Kedes stammt ebenfalls aus Eritrea und kam nach einer viermonatigen Reise durch die Wüste Sinai nach Israel. Einige ihrer Gefährtinnen machten die gleiche Erfahrungen: Zghiaria, Hadas und Ganet, um nur einige zu nennen, jede mit einer schrecklichen Geschichte, die sie zu erzählen hat, aber alle voller Freude darüber, Kuchinate gefunden zu haben und deren aktive Mitglieder zu sein. Aus eigener Initiative haben sie eine Werkstatt in Tel Aviv eröffnet, in der sie ihre handgefertigten Produkte verkaufen. Der Laden bietet eine Vielzahl von Artikeln in auffallend leuchtenden Farben, die alle mit der Häkelnadel hergestellt wurden: Körbe, Handtaschen, Armbänder, Haushaltswaren und Artikel aus Stoff wie Puppen, Gesichtsmasken, Tischdecken und Servietten, die alle auf Kunden warten. Der Laden hat auch mit dem Online-Verkauf begonnen, was bedeutet, dass die Produkte besser bekannt gemacht und exportiert werden können.

Kuchinate ist mehr als ein Geschäft: Das Projekt bietet den asylsuchenden Frauen auch freiwillige Bildungsprogramme an, die es ihnen ermöglichen, an verschiedenen Kursen teilzunehmen, wie z.B. professionelles Schneidern, englische Sprache oder Computerkenntnisse. Außerdem werden sie psychologisch begleitet, um all die Gewalt und das Leid, das sie erfahren haben, zu verarbeiten.

Ein wichtiges Element des Kuchinate-Projekts ist, dass sich die jungen Frauen nicht nur auf die Produktion und den Verkauf von Waren beschränken. Kuchinate soll auch ein Teilen von Traditionen und Kultur sein. Aus diesem Grund wurden vor der Pandemie soziale Zusammenkünfte organisiert, darunter die ostafrikanischen Kaffeezeremonien und eine Schule für eritreisches Kochen mit dem traditionellen Fladenbrot namens Injera: alles mit dem Ziel, die Asylbewerberinnen zusammenzubringen und ihre persönlichen Geschichten kennenzulernen.

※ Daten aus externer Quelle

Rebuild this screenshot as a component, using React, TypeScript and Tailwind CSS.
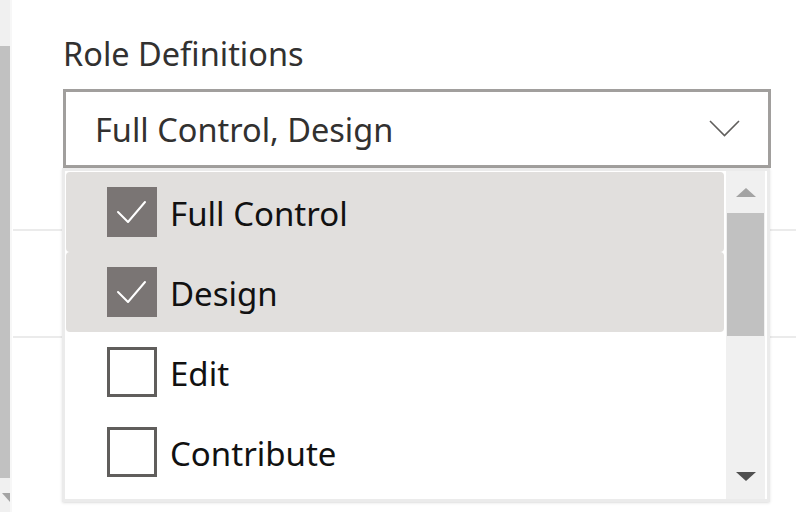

Die Ausbreitung von Covid-19 hatte katastrophale Auswirkungen auf Tausende von Menschen in Israel, die ihre Arbeit verloren haben und auf nichts zurückgreifen können, wie zum Beispiel auf die Sozialversicherung. Viele der Kuchinate-Frauen waren nicht in der Lage, ihre Teilzeitjobs fortzuführen (viele arbeiteten als Dienstmädchen bei wohlhabenden Familien oder in Hotels); von heute auf morgen fiel ihr Einkommens weg.  Viele Menschen erkannten diese Situation und unterstützen Kuchinate weiterhin, indem sie die Produkte kauften. Dies ermöglichte es den Frauen, ihre Arbeit fortzusetzen und ihren Lebensunterhalt zu verdienen.

Sr. Aziza bemerkt: „Der höhere Wert ist, dass das Frauennetzwerk die Resultate der geleisteten Handarbeit innerhalb eines therapeutischen sozialen Systems, das offen und kulturell angemessen ist, sicherstellt. Zusammen mit der Herstellung von Produkten, die Gewinn einbringen und die den Stolz und die kulturelle Schönheit Afrikas ausdrücken, trägt all dies zum allgemeinen Wohlbefinden und zur Gesundheit unserer Frauen bei.“

Während der Pandemie wurden die jungen Afrikanerinnen von Kuchinate auch psychologisch betreut und monatliche Buna-Talks (Kaffeegespräche) in kleinen Gruppen sowie tägliche Telefonate geführt, um die Bedürfnisse der einzelnen Asylbewerberinnen zu erfahren. Insgesamt kann man feststellen, dass Kuchinate trotz der Pandemie hervorragende Ergebnisse erzielt hat, auch in diesem Jahr, ein Jahrzehnt nach seiner Gründung. Heute gehören über 230 Frauen zu Kuchinate, die sich über nachbarschaftliche Unterstützung freuen konnten. Vor allem wegen der kleinen Häkelnadel.